Man gets 3 years in Alabaster car break-ins
Published 11:35 am Thursday, December 31, 2015
By NEAL WAGNER / Managing Editor
COLUMBIANA – A 27-year-old Hueytown man will spend the next three years in the Alabama Penitentiary after he pleaded guilty to multiple counts of breaking into vehicles in Alabaster.
Devin Eugene Smith, who lists an address on Virginia Lane in Hueytown, pleaded guilty to two felony counts of unlawful breaking and entering a vehicle and one felony count of first-degree escape during a late November hearing in front of Shelby County Circuit Court Judge Dan Reeves.
As a result of Smith’s guilty plea, Reeves sentenced him to three years in prison followed by two years of supervised probation. Smith must pay any restitution ordered by prosecutors, and he received 117 days of jail credit for time already served in the Shelby County Jail.
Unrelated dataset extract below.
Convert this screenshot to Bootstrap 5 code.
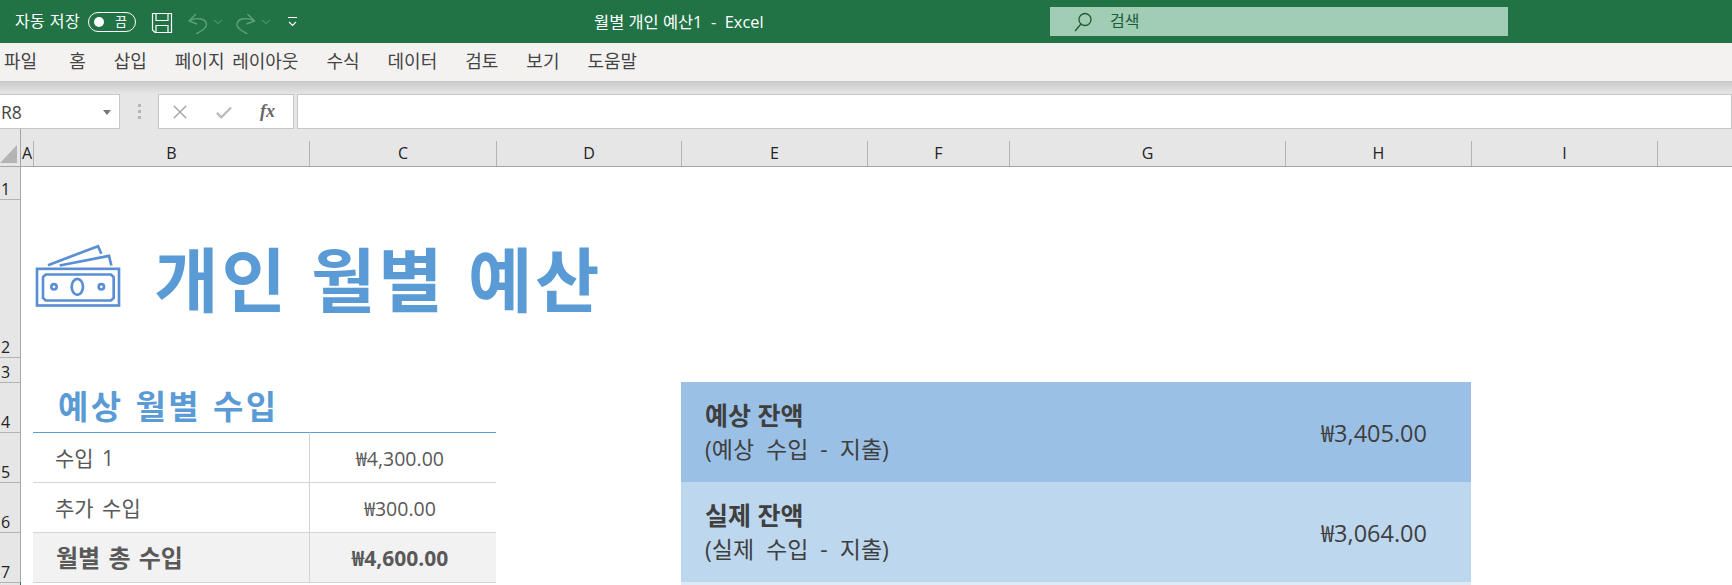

The Alabaster Police Department arrested Smith on Aug. 6 and charged him with two felony counts of theft of property second degree, two felony counts of breaking and entering a vehicle and one felony count of second-degree possession of a forged instrument. The remainder of Smith’s charges were dropped through a plea agreement.
Smith’s arrest came after he stole items from a pair of vehicles in Alabaster in late July. The suspect broke into a 2005 Ford Explorer on July 28 and a 2003 Toyota 4-Runner on July 29.
Smith stole a .40-caliber Taurus pistol and checks from the Ford Explorer, before attempting to forge one of the checks for $175 at a Pelham bank the same day.
Smith stole a wallet, a driver’s license and a Wells Fargo debit card from the 4-Runner.
When he was arrested on Aug. 6, Smith was serving an 18-month sentence with the Shelby County Work Release program for a previous first-degree theft of property charge Smith pleaded guilty to on June 4. In the first-degree theft of property case, Smith stole a Honda Accord in March in Pelham.
According to Work Release Program documents, Smith allegedly had multiple violations of his work release sentence, including failure to maintain employment, failing to take drug tests on four occasions, admitting to using heroin, having unauthorized leave from the program and being reported as an escapee from the program.
His first-degree escape charge was tied to his unauthorized leave from the work release program.